If it sounds like a hard task, it’s not. There are already tools out there that plug into existing build servers like Jenkins or TeamCity that, upon each check-in to version control:

  • Build and validate the SQL creation script contained in the database package that the continuous integration tool needs to deploy the changes.
  • Run tests against the database package by generating test data and outputting the results in JUnit XML format.
  • Sync the existing database with the latest version in version control.
  • Publish the database package to a feed artifact repository ready for deployment.

Any migration scripts that have been checked in for deployment with the database changes are also executed against the target database during this step. The database package, or artifact, that is published will then include the migration scripts alongside a snapshot of a state of the database schema and any version-control static data.
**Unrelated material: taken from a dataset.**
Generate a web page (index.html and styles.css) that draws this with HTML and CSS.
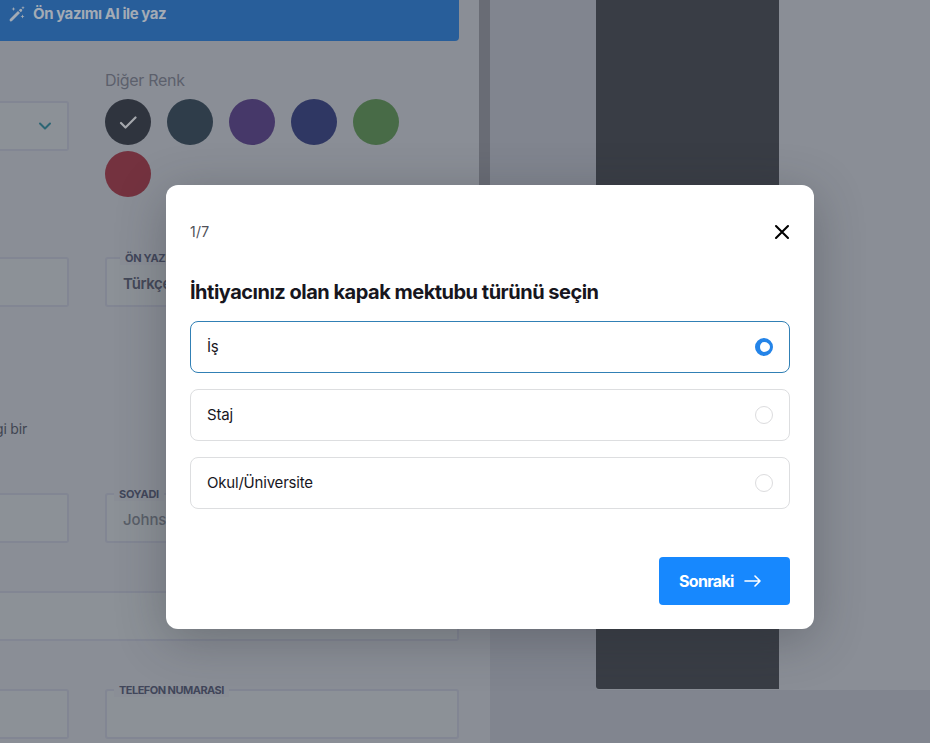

This artifact is an important part of the release process because it represents a version validated through testing. It thus becomes a consistent starting point for the release of database changes to subsequent environments.

The Second Step Is Release Management

Although the continuous integration environment often mirrors the production environment as closely as possible for applications, this is rarely the case for databases. The artifact published at this stage, therefore, needs to be deployed against a staging database, which should be an exact copy of the production database.
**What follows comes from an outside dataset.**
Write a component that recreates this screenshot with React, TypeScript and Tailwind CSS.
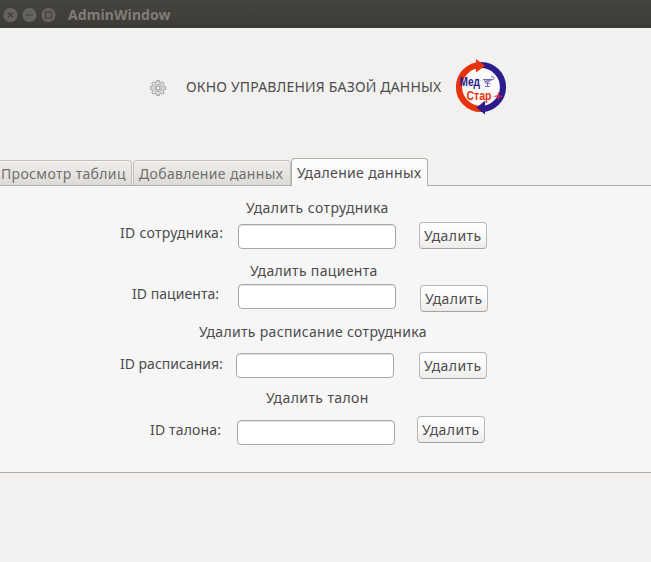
import React from "react";

type Section = {
  title: string;
  label: string;
  titleClass: string;
  rowClass: string;
  labelClass: string;
  inputClass: string;
  buttonClass: string;
};

const sections: Section[] = [
  {
    title: "Удалить сотрудника",
    label: "ID сотрудника:",
    titleClass: "ml-[246px] tracking-[0.44px]",
    rowClass: "h-[43px] pl-[120px]",
    labelClass: "mt-[5px] w-[118px] tracking-[0.3px]",
    inputClass: "mt-[6px]",
    buttonClass: "mt-[4px] ml-[23px]",
  },
  {
    title: "Удалить пациента",
    label: "ID пациента:",
    titleClass: "ml-[250px] tracking-[0.33px]",
    rowClass: "h-[41px] pl-[132px]",
    labelClass: "mt-[3px] w-[106px] tracking-[0.05px]",
    inputClass: "mt-[3px]",
    buttonClass: "mt-[4px] ml-[24px]",
  },
  {
    title: "Удалить расписание сотрудника",
    label: "ID расписания:",
    titleClass: "ml-[199px] tracking-[0.32px]",
    rowClass: "h-[46px] pl-[120px]",
    labelClass: "mt-[12px] w-[116px]",
    inputClass: "mt-[11px]",
    buttonClass: "mt-[10px] ml-[25px]",
  },
  {
    title: "Удалить талон",
    label: "ID талона:",
    titleClass: "ml-[266px] tracking-[0.4px]",
    rowClass: "h-[46px] pl-[150px]",
    labelClass: "mt-[12px] w-[87px] tracking-[0.15px]",
    inputClass: "mt-[12px]",
    buttonClass: "mt-[8px] ml-[22px]",
  },
];

function TitleBar() {
  return (
    <header className="flex h-7 items-center bg-linear-to-b from-[#46443f] to-[#3c3b37] pl-[3px] pt-px">
      <svg width="54" height="16" viewBox="0 0 54 16" fill="none">
        <g fill="#65635d" stroke="#35342f" strokeWidth="0.6">
          <circle cx="7.5" cy="8" r="7.6" />
          <circle cx="26.5" cy="8" r="7.6" />
          <circle cx="45.5" cy="8" r="7.6" />
        </g>
        <g stroke="#403f3a" strokeWidth="1.2">
          <path d="M5 5.5l5 5M10 5.5l-5 5M23 8h7" />
          <rect x="42.5" y="5" width="6" height="6" />
        </g>
      </svg>
      <span className="ml-[11px] text-[14px] leading-5 font-bold tracking-[0.1px] text-[#807d78]">AdminWindow</span>
    </header>
  );
}

function Gear() {
  return (
    <svg className="mt-[30px] ml-[150px]" width="16" height="16" viewBox="0 0 16 16">
      <path
        d="M6.6.6h2.8l.4 2 1.2.5 1.7-1.2 1.6 1.7-1.1 1.7.5 1.2 1.9.3v2.5l-1.9.4-.5 1.2 1.1 1.7-1.7 1.7-1.7-1.2-1.2.5-.4 1.9H6.6l-.4-1.9-1.2-.5-1.7 1.2-1.7-1.7 1.2-1.7-.5-1.2-1.9-.4V6.8l1.9-.3.5-1.2-1.2-1.7 1.7-1.7L5 3.1l1.2-.5z"
        fill="#dddddc"
        stroke="#979796"
        strokeWidth="0.9"
      />
      <circle cx="8" cy="8" r="3.7" fill="#c9c9c8" stroke="#b0b0af" strokeWidth="0.8" />
      <circle cx="8" cy="8" r="1.8" fill="#f2f1f0" stroke="#a0a09f" strokeWidth="0.8" />
    </svg>
  );
}

function Logo() {
  return (
    <svg className="mt-[9px] ml-[13px]" width="52" height="56" viewBox="0 0 52 56">
      <circle cx="26" cy="28" r="20" fill="#fbfafa" />
      <path d="M26 6A22 22 0 0 0 26 50" fill="none" stroke="#e8320c" strokeWidth="6.2" />
      <path d="M26 6A22 22 0 0 1 26 50" fill="none" stroke="#2b1c8c" strokeWidth="6.2" />
      <path d="M21 0L30 6.8L21 13.6z" fill="#e8320c" />
      <path d="M30 41.8L21.5 48.6L30 55.4z" fill="#2b1c8c" />
      <text x="4.5" y="27" textLength="20.5" lengthAdjust="spacingAndGlyphs" fill="#2b1c8c" fontFamily="Liberation Sans, sans-serif" fontWeight="700" fontSize="13">Мед</text>
      <text x="11.5" y="40.5" textLength="25" lengthAdjust="spacingAndGlyphs" fill="#e8320c" fontFamily="Liberation Sans, sans-serif" fontWeight="700" fontSize="13.5">Стар</text>
      <g fill="none" stroke="#7268b2" strokeWidth="1">
        <path d="M28 20.5h9M28.5 20.5q4 5 8 0M32.5 23v4M30 27.5h5M36 17.8c4-.6 4 2.6 1 3s-8 1-7 2.6 6 0 5 2.1" />
      </g>
      <path d="M38 37.2l4.4-.9.9-3.8.9 3.8 4.6.9-4.6.9-.9 3.6-.9-3.6z" fill="#e8203c" />
    </svg>
  );
}

function Tabs() {
  const idle =
    "mt-[2px] h-[25px] border border-b-0 border-[#c2bfbb] bg-linear-to-b from-[#efeeec] to-[#dddbd8] pt-[3px] text-[#72706d] shadow-[inset_0_1px_0_#f8f7f6]";
  return (
    <nav className="flex h-[28px] items-start tracking-[0.34px]">
      <div className={`${idle} w-[132px] rounded-tr-[4px] border-l-0 pl-px`}>Просмотр таблиц</div>
      <div className={`${idle} ml-px w-[158px] rounded-t-[4px] pl-[5px]`}>Добавление данных</div>
      <div className="relative z-10 h-[28px] w-[137px] rounded-t-[4px] border border-b-0 border-[#b2afab] bg-linear-to-b from-[#fdfdfd] to-[#f6f6f6] pt-[4px] pl-[5px]">
        Удаление данных
      </div>
    </nav>
  );
}

function DeleteSection({ s }: { s: Section }) {
  return (
    <section>
      <h2 className={`${s.titleClass} h-5`}>{s.title}</h2>
      <div className={`${s.rowClass} flex items-start`}>
        <label className={`${s.labelClass} shrink-0`}>{s.label}</label>
        <input
          aria-label={s.label}
          className={`${s.inputClass} h-[25px] w-[158px] rounded-[4px] border border-[#aaa6a1] bg-white shadow-[inset_0_1px_0_#e6e4e2] outline-none`}
        />
        <button
          className={`${s.buttonClass} h-[27px] w-[68px] rounded-[4px] border border-[#bbb8b4] border-b-[#a7a39f] bg-linear-to-b from-[#ffffff] via-[#f9f9f9] to-[#eeeceb] pl-1 text-left tracking-[0.43px]`}
        >
          Удалить
        </button>
      </div>
    </section>
  );
}

export default function App() {
  return (
    <main className="h-[562px] w-[651px] overflow-hidden bg-[#f2f1f0] font-['Noto_Sans',sans-serif] text-[14px] leading-5 whitespace-nowrap text-[#4c4c4c]">
      <TitleBar />
      <div className="flex h-[130px] items-start pt-[22px]">
        <Gear />
        <h1 className="mt-[27px] ml-[20px] w-[256px] tracking-[0.18px]">ОКНО УПРАВЛЕНИЯ БАЗОЙ ДАННЫХ</h1>
        <Logo />
      </div>
      <Tabs />
      <div className="-mt-px h-[288px] border-y border-[#b2afab] bg-[#f6f6f6] pt-[12px]">
        {sections.map((s) => (
          <DeleteSection key={s.title} s={s} />
        ))}
      </div>
    </main>
  );
}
This means the database on both production and the staging environment should be the same in terms of structure. It is good to mention that client data, which resides in the production environment, cannot be used on a non-production environment. This is one of most important controls within information security to reduce the risk of data breaches. This will generate an upgraded script for deployment, and the whole artifact can then be reviewed by the DBA to confirm it is production ready.

Just as there are many strategies for application deployment, there are a variety of ways to handle database deployment. The three most common are:

Fully Manual

A comparison tool is used to compare the structure of the staging database against the production environment and generate a script for the differences. DBAs then review this script before running the updates against the target environment. This makes change management simple and is often the preferred method when working with smaller databases or less frequent deployments. However, this is not a good practice since it is often error-prone. It is common to have a production issue because of a small mistake in a manual deployment.
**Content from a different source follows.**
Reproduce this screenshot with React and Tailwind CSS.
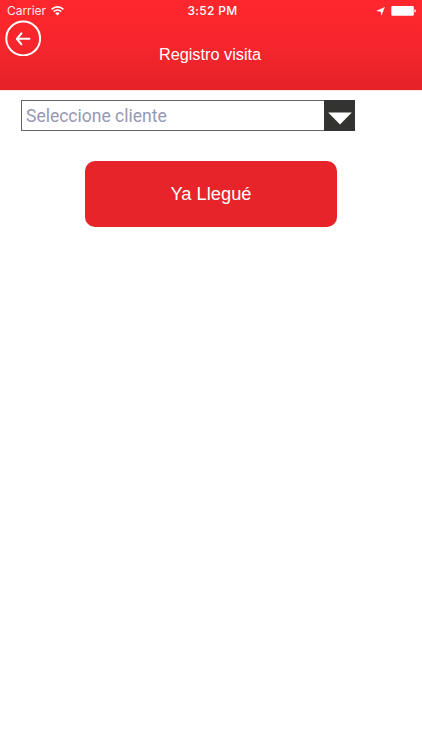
function StatusBar() {
    return (
        <div className="grid h-[22px] grid-cols-3 items-center pl-[7px] pr-[6px] text-[12px] leading-[22px] font-['Inter',sans-serif]">
            <div className="flex items-center gap-[5px]">
                <span className="tracking-[-0.05px] opacity-90">Carrier</span>
                <svg width="13" height="10" viewBox="0 0 13 10" fill="none" stroke="currentColor" strokeWidth="1.6">
                    <path d="M0.6 3.4 C4 0 9 0 12.4 3.4" />
                    <path d="M2.7 5.7 C5 3.6 8 3.6 10.3 5.7" />
                    <path d="M4.3 7.2 C5.7 6 7.3 6 8.7 7.2 L6.5 9.5 Z" fill="currentColor" stroke="none" />
                </svg>
            </div>
            <span className="pl-[2px] text-center font-medium tracking-[0.3px]">3:52 PM</span>
            <div className="flex items-center justify-end gap-[6px]">
                <svg width="9" height="9" viewBox="0 0 9 9" fill="currentColor">
                    <path d="M8.9 0 L5.3 8.9 L4.8 4.7 L0 4.1 Z" />
                </svg>
                <svg width="25" height="10" viewBox="0 0 25 10" fill="currentColor">
                    <rect x="0.3" y="0" width="22.5" height="9.8" rx="1" />
                    <path d="M23.4 3.2 Q24.9 3.6 24.9 4.9 Q24.9 6.2 23.4 6.6 Z" />
                </svg>
            </div>
        </div>
    );
}

function Header() {
    return (
        <header className="h-[90px] bg-gradient-to-b from-[#ff272d] via-[#f6262c] to-[#e42227] text-white">
            <StatusBar />
            <div className="grid h-[68px] grid-cols-[48px_1fr_50px]">
                <button aria-label="Volver" className="h-[36px] w-[36px] ml-[5px] -mt-[2px]">
                    <svg width="36" height="36" viewBox="0 0 36 36" fill="none" stroke="currentColor">
                        <circle cx="18.2" cy="18.5" r="16.9" strokeWidth="2" />
                        <path d="M24.4 18.8 H12.2 M16.4 13.3 L11.9 18.8 L16.4 24.3" strokeWidth="2.1" strokeLinecap="round" strokeLinejoin="round" />
                    </svg>
                </button>
                <h1 className="pt-[20px] text-center text-[16.3px] leading-[24px] font-['Liberation_Sans',Arial,sans-serif]">
                    Registro visita
                </h1>
            </div>
        </header>
    );
}

function ClientSelect() {
    return (
        <div className="ml-[21px] flex h-[31px] w-[334px] border border-[#646464]">
            <span className="flex-1 pl-[4px] text-[17.5px] leading-[30px] text-[#9698b3] font-['Roboto',sans-serif]">
                Seleccione cliente
            </span>
            <button aria-label="Abrir lista" className="-m-px flex w-[31px] items-center justify-center bg-[#333331]">
                <svg width="24" height="13" viewBox="0 0 24 13" fill="white" className="mt-[6px]">
                    <path d="M0.2 0.5 H23.8 L12 12.5 Z" />
                </svg>
            </button>
        </div>
    );
}

export default function App() {
    return (
        <div className="min-h-screen w-[422px] bg-white">
            <Header />
            <main className="border-t border-[#ffe4ea] pt-[9px]">
                <ClientSelect />
                <button className="mx-auto mt-[30px] block h-[66px] w-[252px] rounded-[10px] bg-[#e62429] text-[18.3px] text-white font-['Liberation_Sans',Arial,sans-serif]">
                    Ya Llegué
                </button>
            </main>
        </div>
    );
}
Automated, One-Click Release Using a Release Management Tool

If the release management tool in place uses a NuGet feed as its package repository, there are tools available that can publish the package from the continuous integration server to the release management software. The release management tool can then automate the deployment to production.

Managed Deployments Using a Staging Environment

For DBAs who want more control and have a deeper insight into database deployments, tools have been developed specifically for databases that integrate with release management tools like Octopus Deploy and Bamboo to provide the update scripts, change reports, and review steps needed to make database changes to production efficiently. DBAs can review the changes, check that the staging and production environments match, and use the same script to deploy to production.

Section 6

Performance and Availability Monitoring

The speed of release that DevOps encourages puts features into the hands of users faster. By using secure coding, version control, and continuous integration, errors are caught earlier in the development process and the chance of breaking changes reaching production are minimized.

Figure 7

However, it can happen, particularly if changes to the database start reaching production multiple times a day rather than one or two times a month. This is where monitoring becomes an important part of the process.

Secure Coding

Nowadays, there are various practices that developers can easily follow to secure coding. However, when it comes to building a compliant environment, awareness is not enough, and there should be a process to verify new code continuously. Continuous integration (CI) is designed to tackle these challenges by scanning any new code for vulnerabilities, security, penetration, risk assessment, etc.

Monitoring and Performance

Even after changes have been through testing, QA, and staging, there is still a chance they will cause problems, particularly when databases are under heavy load. So beyond monitoring for memory utilization, file sizes, and growth trends, any monitoring solution should be able to spot queries having an unusual impact, deadlocks, and blocking processes — and be able to drill down in seconds to the cause.

Many companies that have adopted DevOps for the database have also found it useful to share performance monitoring screens with development teams on a permanent basis. That way, the effect that deployments have on performance can be seen as soon as changes hit production.

Monitor for Compliance

New data protection regulations have moved monitoring up to the next level because organizations are now required to monitor and manage access, ensure data is available and identifiable, and report when any breaches occur. They need to know and have a record of which servers and what data is being managed and be able to discover the reason for any performance issues quickly and accurately.

Should a data breach occur, it becomes even more crucial because organizations are obligated to describe the nature of the breach, the categories and number of individuals concerned, the likely consequences, and the measures to address it. This makes an advanced monitoring solution a necessity in most cases in order to monitor the availability of servers and databases containing personal data and be alerted to issues that could lead to a data breach before it happens.

Today, most organizations are putting their infrastructure into the cloud, which brings dozens of new functionalities and services with less development and a better price model than on-premise. However, cloud infrastructure has its own complexity — especially when it comes to monitoring, information security, and policies. Most cloud providers offer solutions to monitor compliance, security, and auditing.

For example, Azure provides different layers of security for SQL Server such as:

  • Encryption in transit
  • Encryption at rest
  • Encryption in use

The other service is Azure policy, which helps organizations to enforce their standards and assess compliance at scale.

Section 7

Conclusion

Implementing DevOps practices is a great achievement for organizations, but the most important part is to stay compliant as processes are improving. That’s why DevOps compliance is the only way to ensure both DevOps practices and meeting regulations can be achieved at the same time and keep processes consistent. Regulations and policies help organizations manage their business and activities to avoid any operational or legal issues. It is important to incorporate regulations in DevOps practices to keep this transformation efficient and cost-effective.

Currently, every organization is defining its own DevOps compliance, which is quite costly and complicated in most cases. Most organizations are suffering due to a parallel process in compliance, regulations, and security controls. However, they are still trying to optimize their processes and stay compliant. Efficiency is one of the key areas in all projects. Soon, compliance by design will be the solution to reduce inefficiency and the best opportunity to adapt to meet your compliance demands from an architectural standpoint.